The setting will enable the electric vehicle to follow other cars more closely, change lanes on a more frequent basis and performing rolling stops.
The new setting has split opinion as such driver behaviour from humans is discouraged but experts believe that it may be better for an automated system to be more assertive.
Tesla had introduced the three driving profiles - chill, average and assertive - in an update last October but they were soon pulled as a result of other issue but have now been reintegrated into the electric car.
A screenshoot of the update was posted on Twitter by technology writer David Zipper, who quipped: "I guess 'Road Rage Mode' didn't fit on the screen."
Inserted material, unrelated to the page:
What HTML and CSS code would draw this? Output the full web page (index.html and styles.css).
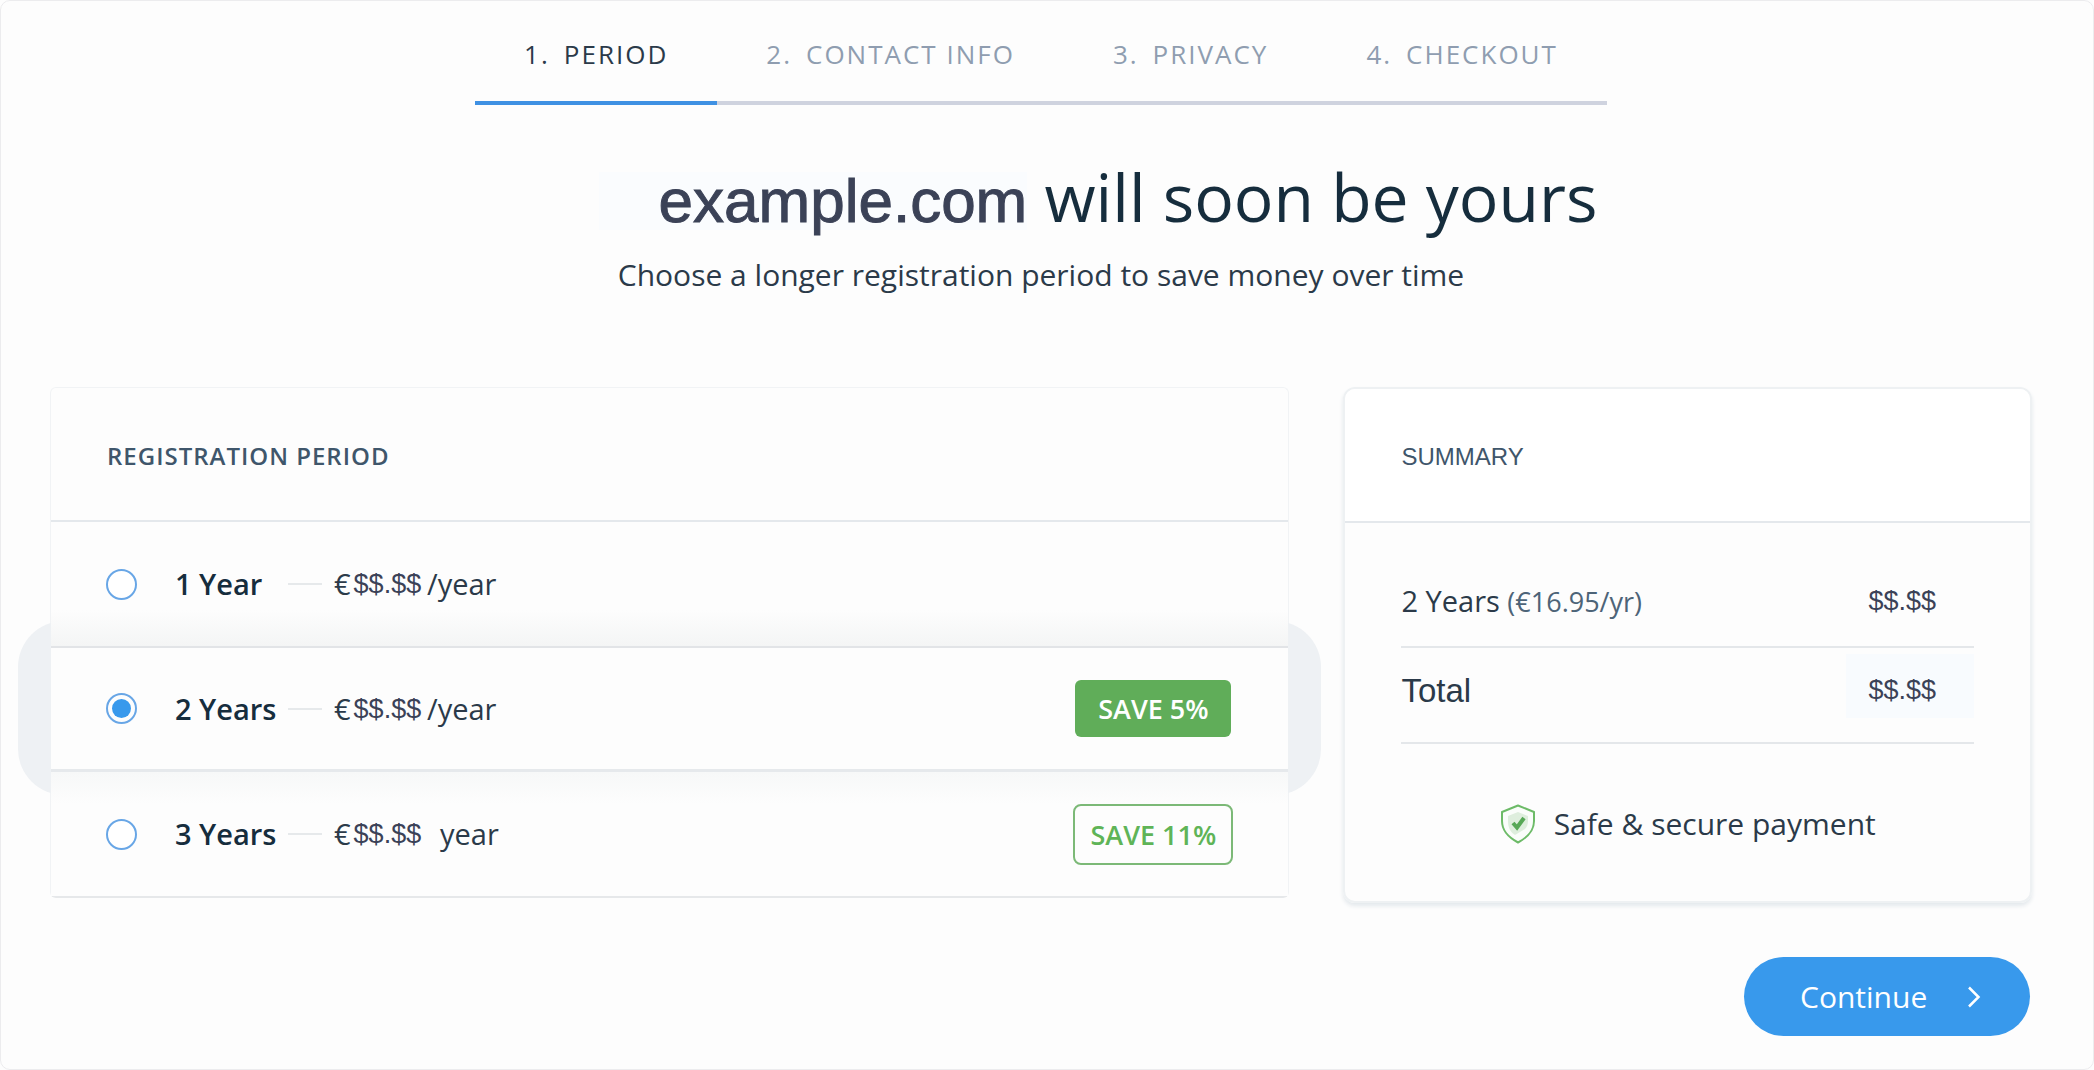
FILE: index.html
```html
<!DOCTYPE html>

<html lang="en">

  <head>

    <meta charset="utf-8">

    <meta name="viewport" content="width=device-width, initial-scale=1.0">

    <title>Domain Checkout</title>

    <link rel="stylesheet" href="styles.css">

  </head>

  <body>

    <div class="page">

      <!--Steps-->

      <nav class="steps">

        <a href="#" class="step active"><span>1.</span><span>PERIOD</span></a>

        <a href="#" class="step"><span>2.</span><span>CONTACT INFO</span></a>

        <a href="#" class="step"><span>3.</span><span>PRIVACY</span></a>

        <a href="#" class="step"><span>4.</span><span>CHECKOUT</span></a>

      </nav>

      <h1><span class="domain">example.com</span> will soon be yours</h1>

      <p class="subtitle">Choose a longer registration period to save money over time</p>

      <form class="content" onsubmit="return false">

        <!--Registration Period-->

        <section class="period">

          <h2>REGISTRATION PERIOD</h2>

          <label class="option above">

            <input type="radio" name="period" value="1">

            <b>1 Year</b>

            <i class="dash"></i>

            <span class="price">€<span class="amount">$$.$$</span></span>

            <span>/year</span>

          </label>

          <label class="option selected">

            <input type="radio" name="period" value="2" checked>

            <b>2 Years</b>

            <i class="dash"></i>

            <span class="price">€<span class="amount">$$.$$</span></span>

            <span>/year</span>

            <span class="badge full">SAVE 5%</span>

          </label>

          <label class="option below">

            <input type="radio" name="period" value="3">

            <b>3 Years</b>

            <i class="dash"></i>

            <span class="price">€<span class="amount">$$.$$</span></span>

            <span class="indent">year</span>

            <span class="badge">SAVE 11%</span>

          </label>

        </section>

        <!--Summary-->

        <aside class="side">

          <section class="summary">

            <h2>SUMMARY</h2>

            <dl>

              <div class="line">

                <dt>2 Years <small>(€16.95/yr)</small></dt>

                <dd>$$.$$</dd>

              </div>

              <div class="line total">

                <dt>Total</dt>

                <dd>$$.$$</dd>

              </div>

            </dl>

            <p class="secure">

              <svg width="36" height="40" viewBox="0 0 36 40" fill="none" aria-hidden="true">
                <path d="M18 1.5L34 8V17C34 27 28 33 18 38.5C8 33 2 27 2 17V8Z" fill="#fafdfa" stroke="#6dbb68" stroke-width="2" stroke-linejoin="round"/>
                <path d="M18 8L28 12V17C28 20 27 23 25 25L15 31C10 28 8 23 8 17V12Z" fill="#deeedd"/>
                <path d="M13 19L17 23.5L24 14" stroke="#57a856" stroke-width="4"/>
              </svg>

              Safe &amp; secure payment

            </p>

          </section>

          <button class="continue" type="submit">

            Continue

            <svg width="14" height="22" viewBox="0 0 14 22" fill="none" aria-hidden="true">
              <path d="M2 1.5L11.5 11L2 20.5" stroke="#fff" stroke-width="2.5"/>
            </svg>

          </button>

        </aside>

      </form>

    </div>

  </body>

</html>
```
FILE: styles.css
```css
* {

  box-sizing: border-box;

}

body {

  margin: 0;

  background-color: #fdfdfd;

  color: #2b3a49;

  font-family: "Open Sans", sans-serif;

  font-size: 30px;

  line-height: 40px;

}

h1, h2, p, dl, dd {

  margin: 0;

}

.page {

  min-height: 100vh;

  padding: 0 61px 32px 49px;

  border: 1px solid #ececee;

  border-radius: 10px;

}

/* Steps */

.steps {

  display: flex;

  width: fit-content;

  margin: 0 auto;

}

.step {

  display: flex;

  gap: 14px;

  padding: 35px 49px 29px;

  border-bottom: 4px solid #cfd3df;

  color: #8f9db0;

  font-size: 26px;

  line-height: 36px;

  letter-spacing: 2px;

  text-decoration: none;

}

.step.active {

  border-color: #3f91e3;

  color: #2b3a49;

}

h1 {

  margin-top: 51px;

  padding-left: 114px;

  color: #162d3d;

  font-size: 66px;

  font-weight: 400;

  line-height: 80px;

  text-align: center;

}

.domain {

  display: inline-block;

  padding-left: 60px;

  background-color: #fafcfe;

  color: #3b4257;

  font-family: "Liberation Sans", Arial, sans-serif;

  font-size: 62px;

  line-height: 58px;

  -webkit-text-stroke: 1px #3b4257;

}

.subtitle {

  margin-top: 19px;

  text-align: center;

}

.content {

  display: grid;

  grid-template-columns: 9fr 5fr;

  gap: 54px;

  align-items: start;

  margin-top: 92px;

}

h2 {

  padding: 48px 56px 44px;

  border-bottom: 2px solid #e4e8ec;

  color: #3f566b;

  font-size: 24px;

  line-height: 40px;

}

/* Registration Period */

.period {

  isolation: isolate;

  border: 1px solid #f1f3f5;

  border-bottom: 2px solid #e6e8ea;

  border-radius: 6px;

}

.period h2 {

  font-weight: 600;

  letter-spacing: 1px;

}

.option {

  display: grid;

  grid-template-columns: 69px 113px 46px 93px 1fr auto;

  align-items: center;

  height: 124px;

  padding: 0 55px;

  background-color: #fdfdfd;

  font-size: 29px;

}

.option b {

  color: #162d3d;

  font-weight: 600;

}

.option input {

  appearance: none;

  width: 31px;

  height: 31px;

  margin: 0;

  padding: 4px;

  border: 2px solid #68a6e6;

  border-radius: 50%;

  background-color: #fff;

}

.option input:checked {

  background-color: #3899ec;

  background-clip: content-box;

}

.above {

  background-image: linear-gradient(to top, #f4f5f5, #fdfdfd 36px);

}

.below {

  background-image: linear-gradient(to bottom, #f7f8f8, #fdfdfd 32px);

}

.selected {

  position: relative;

  height: 126px;

  border-top: 2px solid #e2e4e7;

  border-bottom: 3px solid #e6e9ec;

}

/* soft shape behind the selected row */

.selected::before {

  content: "";

  position: absolute;

  z-index: -1;

  top: -27px;

  bottom: -26px;

  left: -33px;

  right: -33px;

  border-radius: 46px;

  background-color: #eef1f4;

}

.dash {

  width: 34px;

  height: 2px;

  background-color: #e6e9eb;

}

.price {

  display: flex;

  gap: 3px;

}

.amount {

  color: #3b4257;

  font-family: "Liberation Sans", Arial, sans-serif;

  font-size: 27px;

}

.indent {

  padding-left: 13px;

}

.badge {

  min-width: 160px;

  border: 2px solid #7cb977;

  border-radius: 8px;

  color: #5fb457;

  font-size: 27px;

  font-weight: 600;

  line-height: 57px;

  text-align: center;

}

.badge.full {

  min-width: 156px;

  margin-right: 2px;

  border: 0;

  border-radius: 6px;

  background-color: #60ad59;

  color: #fff;

}

/* Summary */

.side {

  display: flex;

  flex-direction: column;

  gap: 54px;

}

.summary {

  border: 2px solid #eef1f3;

  border-radius: 12px;

  box-shadow: 0 3px 4px #e3e8ec;

}

.summary h2 {

  border-radius: 10px 10px 0 0;

  background-color: #fff;

  font-family: "Liberation Sans", Arial, sans-serif;

  font-weight: 400;

}

.summary dl {

  padding: 0 56px;

}

.line {

  display: flex;

  justify-content: space-between;

  padding: 58px 0 24px;

  border-bottom: 2px solid #e4e7ea;

  font-size: 29px;

}

.line small {

  color: #4d6478;

  font-size: 27px;

}

.line dd {

  width: 128px;

  padding-right: 38px;

  color: #3b4257;

  font-family: "Liberation Sans", Arial, sans-serif;

  font-size: 27px;

  text-align: right;

}

.total {

  align-items: center;

  padding: 6px 0 24px;

}

.total dt {

  padding-top: 10px;

  font-family: "Liberation Sans", Arial, sans-serif;

  font-size: 33px;

}

.total dd {

  padding-top: 8px;

  background-color: #f8fbfe;

  line-height: 56px;

}

.secure {

  display: flex;

  justify-content: center;

  align-items: center;

  gap: 18px;

  padding: 60px 0 57px;

}

.continue {

  display: flex;

  justify-content: space-between;

  align-items: center;

  align-self: flex-end;

  width: 286px;

  height: 79px;

  margin-right: 2px;

  padding: 0 49px 0 56px;

  border: 0;

  border-radius: 40px;

  background-color: #3899ec;

  color: #fff;

  font: inherit;

  cursor: pointer;

}
```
The addition of the assertive driving mode was first updated by website The Verge and is described as: "Your Model X will have a smaller follow distance, perform more frequent speed lane changes, will not exit passing lanes and may perform rolling stops."
Despite criticism in some quarters, Matthew Avery - from the UK's Thatcham Research - claims that well-designed driverless systems are theoretically safer.
He claims that a more assertive driving style could encourage people to join the driverless car revolution and therefore make roads safer.
He explained to BBC News: "If we want widespread adoption of automation, drivers are going to expect the vehicle to do and make the decisions that you would do as a human driver, not some very benign and very safe algorithm.
"So, a degree of being slightly less cautious, If that means more people use the systems more of the time because they feel that they're more human-like, that's a good thing."